In a way, it was my best friend. Heaven knows we spent hours and hours together. I didn’t talk to it, but you can bet your boots I talked through it. As well as sang, laughed, and cried through it. True, I showed up on campus with many a classical music faux pas, like pronouncing Mozart “Moe-zart” rather than “Mote-zart.” I butchered other composer names, too. But play their music? I could do that.

Most technical things like difficult rhythms didn’t come naturally, I had to buckle down and tackle those bad boys til they did. But I could bring out the musicality in most anything. And because I had a natural bent to make people feels something through my music, I got a college degree in music education with my instrumental focus in oboe.

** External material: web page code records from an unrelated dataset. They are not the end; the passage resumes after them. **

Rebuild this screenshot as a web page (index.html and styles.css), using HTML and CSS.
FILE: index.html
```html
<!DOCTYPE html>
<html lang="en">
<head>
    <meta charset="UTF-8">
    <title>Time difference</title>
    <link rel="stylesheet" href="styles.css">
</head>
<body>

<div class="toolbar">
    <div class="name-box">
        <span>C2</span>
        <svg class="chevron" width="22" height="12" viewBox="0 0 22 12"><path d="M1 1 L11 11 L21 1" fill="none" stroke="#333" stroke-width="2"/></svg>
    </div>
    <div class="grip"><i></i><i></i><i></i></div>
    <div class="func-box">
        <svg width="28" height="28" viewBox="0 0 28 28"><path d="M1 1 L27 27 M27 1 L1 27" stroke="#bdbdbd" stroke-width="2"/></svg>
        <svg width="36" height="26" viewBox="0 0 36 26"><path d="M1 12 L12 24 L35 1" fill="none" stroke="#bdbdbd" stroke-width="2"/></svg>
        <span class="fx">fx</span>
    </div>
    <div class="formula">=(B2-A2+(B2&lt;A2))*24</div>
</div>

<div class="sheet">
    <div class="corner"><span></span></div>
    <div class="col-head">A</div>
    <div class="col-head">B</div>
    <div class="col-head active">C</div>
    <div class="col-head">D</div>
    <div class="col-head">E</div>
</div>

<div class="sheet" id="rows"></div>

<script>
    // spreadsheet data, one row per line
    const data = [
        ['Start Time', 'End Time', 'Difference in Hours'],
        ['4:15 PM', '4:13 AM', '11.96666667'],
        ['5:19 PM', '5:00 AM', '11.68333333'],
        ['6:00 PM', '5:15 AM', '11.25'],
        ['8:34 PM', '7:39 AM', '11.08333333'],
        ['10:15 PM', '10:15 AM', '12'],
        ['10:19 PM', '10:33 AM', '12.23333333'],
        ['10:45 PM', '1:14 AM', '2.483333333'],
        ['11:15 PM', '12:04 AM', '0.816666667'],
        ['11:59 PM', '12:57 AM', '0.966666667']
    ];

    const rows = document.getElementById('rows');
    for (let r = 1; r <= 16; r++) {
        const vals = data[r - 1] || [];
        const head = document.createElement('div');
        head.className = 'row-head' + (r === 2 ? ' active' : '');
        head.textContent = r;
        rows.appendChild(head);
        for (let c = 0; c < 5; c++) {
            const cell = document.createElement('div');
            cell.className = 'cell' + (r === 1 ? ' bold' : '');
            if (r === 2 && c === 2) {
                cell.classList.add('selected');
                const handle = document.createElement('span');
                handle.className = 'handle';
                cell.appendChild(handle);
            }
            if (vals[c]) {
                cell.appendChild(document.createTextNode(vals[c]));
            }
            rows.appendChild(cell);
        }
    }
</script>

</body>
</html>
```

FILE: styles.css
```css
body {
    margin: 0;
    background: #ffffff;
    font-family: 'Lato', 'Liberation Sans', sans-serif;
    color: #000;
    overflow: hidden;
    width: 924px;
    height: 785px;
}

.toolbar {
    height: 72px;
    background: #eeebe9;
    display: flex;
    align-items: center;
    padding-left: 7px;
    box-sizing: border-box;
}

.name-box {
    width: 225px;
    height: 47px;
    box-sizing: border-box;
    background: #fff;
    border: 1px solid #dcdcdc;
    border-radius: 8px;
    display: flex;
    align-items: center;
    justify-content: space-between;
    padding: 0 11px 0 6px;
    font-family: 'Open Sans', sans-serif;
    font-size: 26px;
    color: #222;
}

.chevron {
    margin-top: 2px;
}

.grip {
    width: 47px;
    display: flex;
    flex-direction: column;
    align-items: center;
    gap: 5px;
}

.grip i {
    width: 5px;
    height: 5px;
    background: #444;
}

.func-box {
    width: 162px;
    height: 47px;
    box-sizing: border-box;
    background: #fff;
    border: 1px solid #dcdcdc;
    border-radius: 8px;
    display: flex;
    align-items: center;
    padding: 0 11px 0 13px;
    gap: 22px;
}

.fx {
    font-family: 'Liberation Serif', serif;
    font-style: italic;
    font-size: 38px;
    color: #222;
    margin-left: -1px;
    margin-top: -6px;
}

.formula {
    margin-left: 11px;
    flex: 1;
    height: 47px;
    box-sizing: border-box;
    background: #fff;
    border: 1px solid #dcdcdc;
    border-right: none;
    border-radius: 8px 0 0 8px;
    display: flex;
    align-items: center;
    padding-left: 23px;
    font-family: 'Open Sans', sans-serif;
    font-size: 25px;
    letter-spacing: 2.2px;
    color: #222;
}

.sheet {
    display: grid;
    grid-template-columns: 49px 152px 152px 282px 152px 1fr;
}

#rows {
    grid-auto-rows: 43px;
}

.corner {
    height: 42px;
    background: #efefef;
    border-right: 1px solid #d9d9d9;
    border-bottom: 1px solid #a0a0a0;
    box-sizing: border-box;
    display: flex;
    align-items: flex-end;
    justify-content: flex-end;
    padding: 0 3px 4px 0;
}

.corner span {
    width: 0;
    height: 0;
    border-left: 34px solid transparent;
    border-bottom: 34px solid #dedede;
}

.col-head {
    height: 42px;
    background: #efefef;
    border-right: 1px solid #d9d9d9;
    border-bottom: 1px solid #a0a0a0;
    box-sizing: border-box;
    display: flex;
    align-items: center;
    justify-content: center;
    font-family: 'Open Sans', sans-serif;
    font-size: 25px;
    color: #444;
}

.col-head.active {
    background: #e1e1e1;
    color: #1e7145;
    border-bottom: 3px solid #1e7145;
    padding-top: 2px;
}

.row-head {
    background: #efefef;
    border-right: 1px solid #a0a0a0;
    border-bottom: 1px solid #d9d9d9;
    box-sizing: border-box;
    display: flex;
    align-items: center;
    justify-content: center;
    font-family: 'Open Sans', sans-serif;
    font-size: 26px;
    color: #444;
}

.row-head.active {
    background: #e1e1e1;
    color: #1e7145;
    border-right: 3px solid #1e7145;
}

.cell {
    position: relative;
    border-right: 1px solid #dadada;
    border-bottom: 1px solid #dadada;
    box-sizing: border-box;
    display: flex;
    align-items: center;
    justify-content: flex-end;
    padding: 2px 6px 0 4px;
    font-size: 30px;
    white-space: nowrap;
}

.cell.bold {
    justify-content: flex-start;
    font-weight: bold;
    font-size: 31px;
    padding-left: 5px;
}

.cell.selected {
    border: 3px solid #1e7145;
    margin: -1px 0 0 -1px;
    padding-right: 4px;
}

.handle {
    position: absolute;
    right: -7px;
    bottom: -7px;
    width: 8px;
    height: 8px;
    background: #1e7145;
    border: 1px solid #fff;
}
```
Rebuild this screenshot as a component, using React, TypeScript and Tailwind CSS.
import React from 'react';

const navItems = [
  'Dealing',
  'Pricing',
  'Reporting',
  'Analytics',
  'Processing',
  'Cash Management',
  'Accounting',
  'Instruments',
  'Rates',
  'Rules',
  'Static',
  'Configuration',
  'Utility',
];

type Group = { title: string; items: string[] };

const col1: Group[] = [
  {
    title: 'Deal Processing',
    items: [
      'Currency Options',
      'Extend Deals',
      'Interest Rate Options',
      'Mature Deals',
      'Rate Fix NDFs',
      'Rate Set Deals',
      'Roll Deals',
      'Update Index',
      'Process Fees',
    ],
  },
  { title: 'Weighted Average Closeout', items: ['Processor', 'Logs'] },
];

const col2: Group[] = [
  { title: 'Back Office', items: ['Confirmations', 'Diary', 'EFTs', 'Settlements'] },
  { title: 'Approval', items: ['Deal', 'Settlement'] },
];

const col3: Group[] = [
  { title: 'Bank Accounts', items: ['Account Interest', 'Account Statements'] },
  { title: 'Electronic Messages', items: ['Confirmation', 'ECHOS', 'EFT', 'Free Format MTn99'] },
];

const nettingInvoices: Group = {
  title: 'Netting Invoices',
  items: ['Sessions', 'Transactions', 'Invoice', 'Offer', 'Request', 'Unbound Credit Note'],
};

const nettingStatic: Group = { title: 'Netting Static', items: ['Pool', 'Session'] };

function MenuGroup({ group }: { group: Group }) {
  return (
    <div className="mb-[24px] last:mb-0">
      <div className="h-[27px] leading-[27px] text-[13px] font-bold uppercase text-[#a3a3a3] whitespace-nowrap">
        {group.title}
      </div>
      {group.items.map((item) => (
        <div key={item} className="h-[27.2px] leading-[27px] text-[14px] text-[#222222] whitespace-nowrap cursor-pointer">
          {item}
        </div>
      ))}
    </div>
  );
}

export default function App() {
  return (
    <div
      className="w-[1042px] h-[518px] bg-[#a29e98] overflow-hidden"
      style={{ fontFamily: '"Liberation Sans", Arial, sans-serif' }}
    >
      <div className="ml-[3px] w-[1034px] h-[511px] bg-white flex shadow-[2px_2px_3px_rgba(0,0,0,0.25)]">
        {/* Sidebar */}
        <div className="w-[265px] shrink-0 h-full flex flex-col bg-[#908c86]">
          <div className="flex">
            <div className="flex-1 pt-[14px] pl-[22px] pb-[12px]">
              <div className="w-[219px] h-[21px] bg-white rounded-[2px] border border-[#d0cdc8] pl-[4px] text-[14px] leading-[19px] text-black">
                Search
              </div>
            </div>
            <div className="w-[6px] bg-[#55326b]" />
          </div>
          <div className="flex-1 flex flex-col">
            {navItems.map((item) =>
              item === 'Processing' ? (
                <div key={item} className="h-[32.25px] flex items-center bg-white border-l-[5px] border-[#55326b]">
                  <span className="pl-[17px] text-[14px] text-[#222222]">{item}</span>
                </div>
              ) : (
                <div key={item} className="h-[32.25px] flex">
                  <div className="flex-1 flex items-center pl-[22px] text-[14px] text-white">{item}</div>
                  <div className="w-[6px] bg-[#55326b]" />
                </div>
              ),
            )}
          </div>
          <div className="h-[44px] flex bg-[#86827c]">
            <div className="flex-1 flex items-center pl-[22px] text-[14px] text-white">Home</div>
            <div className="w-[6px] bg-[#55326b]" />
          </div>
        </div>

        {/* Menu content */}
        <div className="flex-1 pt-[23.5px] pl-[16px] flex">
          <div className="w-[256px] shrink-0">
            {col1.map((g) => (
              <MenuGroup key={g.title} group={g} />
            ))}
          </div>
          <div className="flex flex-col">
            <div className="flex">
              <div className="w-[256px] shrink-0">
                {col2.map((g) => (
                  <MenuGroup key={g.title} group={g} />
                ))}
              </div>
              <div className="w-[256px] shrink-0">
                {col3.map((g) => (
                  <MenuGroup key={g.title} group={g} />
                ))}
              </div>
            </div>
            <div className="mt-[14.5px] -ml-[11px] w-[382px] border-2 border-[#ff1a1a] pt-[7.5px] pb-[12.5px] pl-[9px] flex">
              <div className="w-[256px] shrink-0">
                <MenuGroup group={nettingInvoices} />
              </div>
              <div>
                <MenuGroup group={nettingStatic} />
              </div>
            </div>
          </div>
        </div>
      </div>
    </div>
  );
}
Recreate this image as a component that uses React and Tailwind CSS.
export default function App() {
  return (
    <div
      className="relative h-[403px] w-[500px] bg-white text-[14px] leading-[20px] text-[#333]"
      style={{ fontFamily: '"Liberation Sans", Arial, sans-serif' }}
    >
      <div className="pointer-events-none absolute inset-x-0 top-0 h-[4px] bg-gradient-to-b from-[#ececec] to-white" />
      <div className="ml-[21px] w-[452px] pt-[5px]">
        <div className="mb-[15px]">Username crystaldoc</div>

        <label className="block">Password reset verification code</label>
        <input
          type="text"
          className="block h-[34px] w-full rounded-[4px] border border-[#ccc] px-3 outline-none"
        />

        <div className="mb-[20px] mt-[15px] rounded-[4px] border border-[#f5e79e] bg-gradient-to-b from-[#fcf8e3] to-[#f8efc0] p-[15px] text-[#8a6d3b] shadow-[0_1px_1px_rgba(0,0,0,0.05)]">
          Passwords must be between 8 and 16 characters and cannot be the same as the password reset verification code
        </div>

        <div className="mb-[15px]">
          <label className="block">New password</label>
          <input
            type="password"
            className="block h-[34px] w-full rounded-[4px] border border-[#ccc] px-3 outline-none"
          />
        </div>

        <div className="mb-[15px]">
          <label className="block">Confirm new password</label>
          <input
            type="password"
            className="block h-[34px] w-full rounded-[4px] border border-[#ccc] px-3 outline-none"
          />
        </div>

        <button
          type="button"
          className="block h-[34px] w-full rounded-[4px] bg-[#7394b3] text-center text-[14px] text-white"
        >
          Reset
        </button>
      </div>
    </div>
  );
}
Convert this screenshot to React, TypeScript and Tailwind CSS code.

I performed some after college, taught private lessons, and taught in the public schools. But then babies came and cross country moves piled up alongside diapers, so I traded that love in for another one: staying home with my wee-watts. I still bring out my music time to time, but for the most part my oboe remains perched on a shelf.

Then I attend a live performance of George Fredric Handel’s Messiah with full orchestra and choir. When I hear the oboe’s silky smooth tone, it seems the heavens open and I remember a part of me from long ago. In my mind’s eye, I’m right back to sitting principal in my short black dress with the lace sleeves, simultaneously sweating from nerves and bursting from joy.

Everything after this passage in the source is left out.